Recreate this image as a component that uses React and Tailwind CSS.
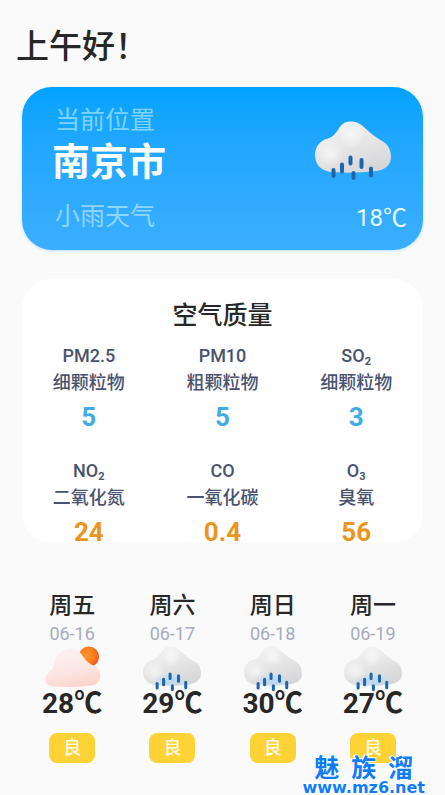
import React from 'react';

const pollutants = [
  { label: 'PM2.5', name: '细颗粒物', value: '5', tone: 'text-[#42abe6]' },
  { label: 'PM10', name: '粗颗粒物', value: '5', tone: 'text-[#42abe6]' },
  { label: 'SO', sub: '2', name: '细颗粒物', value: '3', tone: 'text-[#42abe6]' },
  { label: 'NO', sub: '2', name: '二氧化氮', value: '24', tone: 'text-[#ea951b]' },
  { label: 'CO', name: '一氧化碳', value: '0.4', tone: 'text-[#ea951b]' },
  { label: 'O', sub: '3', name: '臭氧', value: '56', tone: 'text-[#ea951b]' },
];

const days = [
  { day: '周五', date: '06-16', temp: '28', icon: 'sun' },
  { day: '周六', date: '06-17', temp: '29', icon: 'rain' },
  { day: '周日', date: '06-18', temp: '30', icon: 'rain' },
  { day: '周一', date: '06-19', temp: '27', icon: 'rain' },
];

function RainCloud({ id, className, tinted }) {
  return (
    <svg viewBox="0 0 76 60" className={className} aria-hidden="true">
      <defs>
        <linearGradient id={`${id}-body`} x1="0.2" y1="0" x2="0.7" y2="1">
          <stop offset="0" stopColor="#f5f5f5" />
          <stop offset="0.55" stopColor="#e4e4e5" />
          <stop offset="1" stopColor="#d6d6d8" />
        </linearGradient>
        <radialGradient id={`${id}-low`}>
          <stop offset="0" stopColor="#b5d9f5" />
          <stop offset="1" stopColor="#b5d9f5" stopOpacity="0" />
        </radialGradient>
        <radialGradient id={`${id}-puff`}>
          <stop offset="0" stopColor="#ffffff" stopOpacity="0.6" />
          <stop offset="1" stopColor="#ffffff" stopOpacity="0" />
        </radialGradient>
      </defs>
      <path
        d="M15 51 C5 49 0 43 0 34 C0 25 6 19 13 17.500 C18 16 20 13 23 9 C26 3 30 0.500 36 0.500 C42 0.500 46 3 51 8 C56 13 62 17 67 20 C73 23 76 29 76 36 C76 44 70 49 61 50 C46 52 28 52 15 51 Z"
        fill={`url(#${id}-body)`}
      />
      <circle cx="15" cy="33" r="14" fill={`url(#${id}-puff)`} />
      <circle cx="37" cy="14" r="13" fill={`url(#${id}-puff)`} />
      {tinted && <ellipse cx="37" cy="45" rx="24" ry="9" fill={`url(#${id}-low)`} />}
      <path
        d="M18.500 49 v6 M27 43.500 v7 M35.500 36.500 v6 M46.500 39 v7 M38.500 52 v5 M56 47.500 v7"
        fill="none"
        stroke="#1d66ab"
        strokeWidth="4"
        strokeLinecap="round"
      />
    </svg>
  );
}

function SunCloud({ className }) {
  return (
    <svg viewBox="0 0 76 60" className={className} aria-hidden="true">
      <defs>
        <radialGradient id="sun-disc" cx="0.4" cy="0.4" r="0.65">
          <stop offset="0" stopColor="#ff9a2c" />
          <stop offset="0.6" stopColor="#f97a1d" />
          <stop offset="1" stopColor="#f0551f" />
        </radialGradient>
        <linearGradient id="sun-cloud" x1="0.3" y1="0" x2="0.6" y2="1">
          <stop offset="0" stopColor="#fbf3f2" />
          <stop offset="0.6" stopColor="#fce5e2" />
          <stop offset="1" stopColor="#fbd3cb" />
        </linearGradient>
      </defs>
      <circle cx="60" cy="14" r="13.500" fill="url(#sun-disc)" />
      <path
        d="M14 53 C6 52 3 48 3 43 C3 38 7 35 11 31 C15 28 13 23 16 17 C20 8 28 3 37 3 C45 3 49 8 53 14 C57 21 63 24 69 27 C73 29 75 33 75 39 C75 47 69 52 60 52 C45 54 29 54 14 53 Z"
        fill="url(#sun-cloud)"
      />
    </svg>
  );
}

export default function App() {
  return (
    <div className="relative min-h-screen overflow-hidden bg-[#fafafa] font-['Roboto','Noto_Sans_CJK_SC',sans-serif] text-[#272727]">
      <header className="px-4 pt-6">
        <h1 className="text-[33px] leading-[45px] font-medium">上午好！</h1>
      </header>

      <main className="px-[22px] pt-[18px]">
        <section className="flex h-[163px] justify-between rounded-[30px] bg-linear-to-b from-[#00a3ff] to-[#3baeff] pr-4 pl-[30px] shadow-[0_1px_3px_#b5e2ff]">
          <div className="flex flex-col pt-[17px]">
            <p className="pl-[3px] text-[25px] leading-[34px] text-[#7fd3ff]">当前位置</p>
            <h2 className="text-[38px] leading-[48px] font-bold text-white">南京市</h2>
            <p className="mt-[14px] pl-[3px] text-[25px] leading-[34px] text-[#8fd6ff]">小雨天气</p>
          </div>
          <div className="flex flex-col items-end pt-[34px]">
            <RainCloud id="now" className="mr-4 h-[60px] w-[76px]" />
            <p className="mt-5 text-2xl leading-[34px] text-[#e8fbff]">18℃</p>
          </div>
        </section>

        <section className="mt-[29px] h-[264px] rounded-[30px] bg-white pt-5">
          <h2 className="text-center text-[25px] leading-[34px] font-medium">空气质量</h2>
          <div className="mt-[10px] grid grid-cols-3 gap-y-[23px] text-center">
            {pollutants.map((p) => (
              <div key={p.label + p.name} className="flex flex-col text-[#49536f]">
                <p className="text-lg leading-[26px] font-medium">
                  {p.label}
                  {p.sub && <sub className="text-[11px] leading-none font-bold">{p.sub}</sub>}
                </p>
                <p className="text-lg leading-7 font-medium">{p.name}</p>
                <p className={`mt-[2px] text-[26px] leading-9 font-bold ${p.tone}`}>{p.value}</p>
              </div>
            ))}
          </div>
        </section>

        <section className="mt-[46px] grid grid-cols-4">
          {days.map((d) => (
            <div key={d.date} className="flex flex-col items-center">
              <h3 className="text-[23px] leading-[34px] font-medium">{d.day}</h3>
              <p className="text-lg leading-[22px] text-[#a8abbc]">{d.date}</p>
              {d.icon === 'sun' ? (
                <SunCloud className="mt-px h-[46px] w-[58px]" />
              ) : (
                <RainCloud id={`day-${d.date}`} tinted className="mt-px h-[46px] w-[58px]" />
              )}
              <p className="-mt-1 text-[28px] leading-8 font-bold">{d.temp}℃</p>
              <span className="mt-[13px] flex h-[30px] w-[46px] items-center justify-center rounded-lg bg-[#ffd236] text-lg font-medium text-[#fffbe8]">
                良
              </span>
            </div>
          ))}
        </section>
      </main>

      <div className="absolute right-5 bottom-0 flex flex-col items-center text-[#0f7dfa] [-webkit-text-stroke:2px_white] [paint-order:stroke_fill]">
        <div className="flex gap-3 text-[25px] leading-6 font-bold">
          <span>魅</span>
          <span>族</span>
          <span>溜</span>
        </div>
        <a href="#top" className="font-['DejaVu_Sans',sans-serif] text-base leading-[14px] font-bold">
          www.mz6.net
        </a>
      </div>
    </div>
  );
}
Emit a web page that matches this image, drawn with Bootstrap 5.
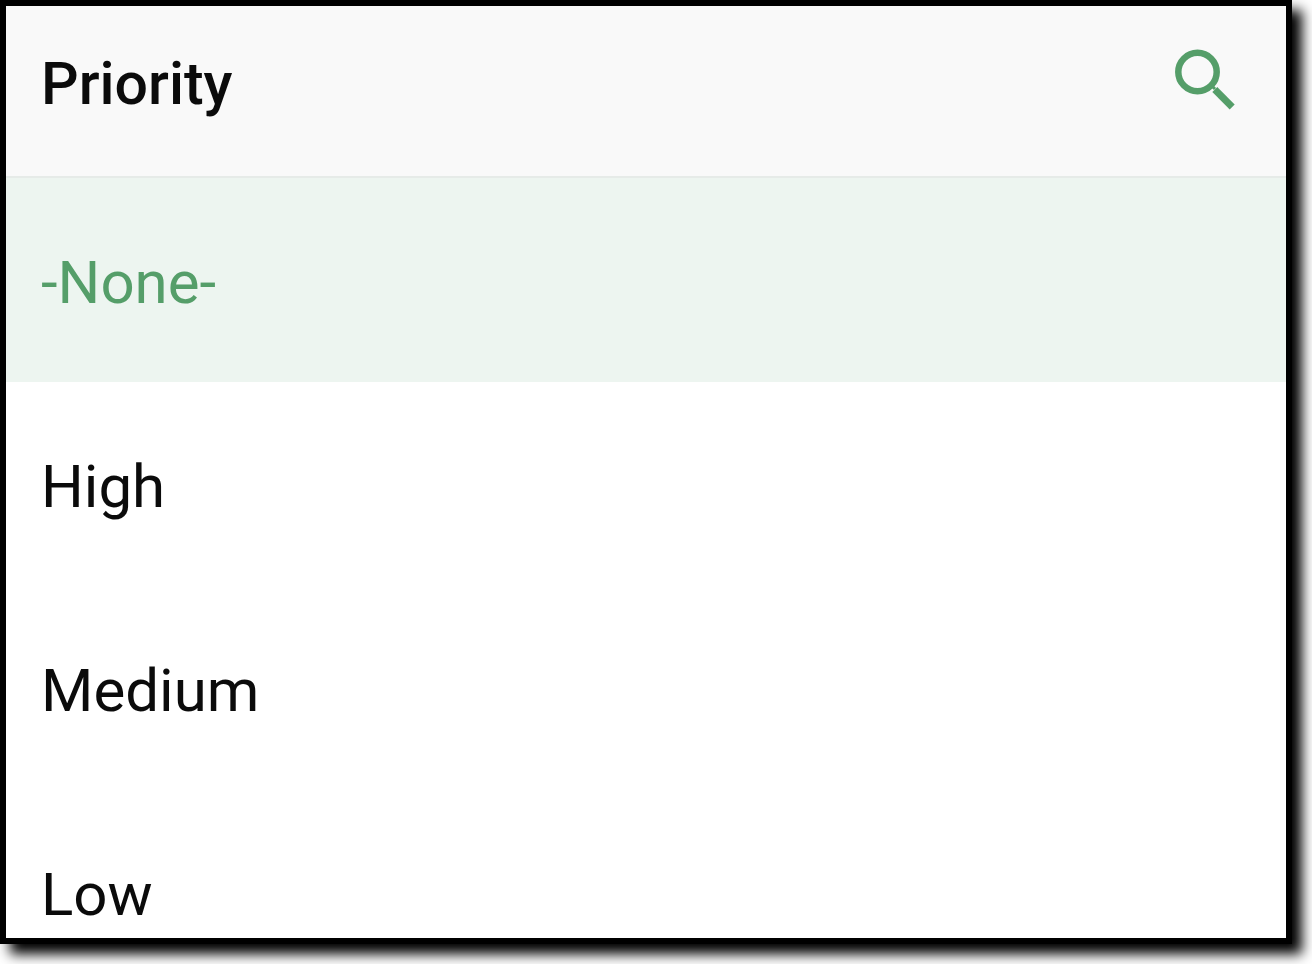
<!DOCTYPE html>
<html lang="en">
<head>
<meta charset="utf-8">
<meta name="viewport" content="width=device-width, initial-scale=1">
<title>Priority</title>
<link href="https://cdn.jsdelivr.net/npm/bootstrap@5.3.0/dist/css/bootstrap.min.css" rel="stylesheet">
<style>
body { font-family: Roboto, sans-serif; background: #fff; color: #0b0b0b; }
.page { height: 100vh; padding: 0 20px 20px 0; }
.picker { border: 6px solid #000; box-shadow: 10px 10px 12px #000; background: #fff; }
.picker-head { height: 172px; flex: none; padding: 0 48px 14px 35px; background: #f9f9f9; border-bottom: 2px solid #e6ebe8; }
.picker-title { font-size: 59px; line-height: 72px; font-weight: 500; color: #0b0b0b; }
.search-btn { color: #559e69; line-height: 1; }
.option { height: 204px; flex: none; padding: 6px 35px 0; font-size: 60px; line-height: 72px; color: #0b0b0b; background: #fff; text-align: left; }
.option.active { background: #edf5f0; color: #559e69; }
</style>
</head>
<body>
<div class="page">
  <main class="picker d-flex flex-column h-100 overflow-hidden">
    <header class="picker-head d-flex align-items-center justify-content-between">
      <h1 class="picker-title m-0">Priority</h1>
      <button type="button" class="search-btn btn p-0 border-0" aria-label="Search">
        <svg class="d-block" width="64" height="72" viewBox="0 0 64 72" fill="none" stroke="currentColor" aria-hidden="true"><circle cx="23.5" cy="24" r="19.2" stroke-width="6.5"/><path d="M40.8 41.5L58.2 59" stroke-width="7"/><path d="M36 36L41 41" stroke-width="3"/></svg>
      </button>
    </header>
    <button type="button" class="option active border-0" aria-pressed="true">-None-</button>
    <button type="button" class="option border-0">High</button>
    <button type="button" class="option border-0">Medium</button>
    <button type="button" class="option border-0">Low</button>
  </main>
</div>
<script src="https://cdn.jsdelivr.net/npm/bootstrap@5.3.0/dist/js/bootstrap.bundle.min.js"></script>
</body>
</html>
****************************************
#### [Work required]
Where a line holds "image", copy it out.

#### [The output]
Recreate this image as a component that uses React and Tailwind CSS.
Emit a web page that matches this image, drawn with Bootstrap 5.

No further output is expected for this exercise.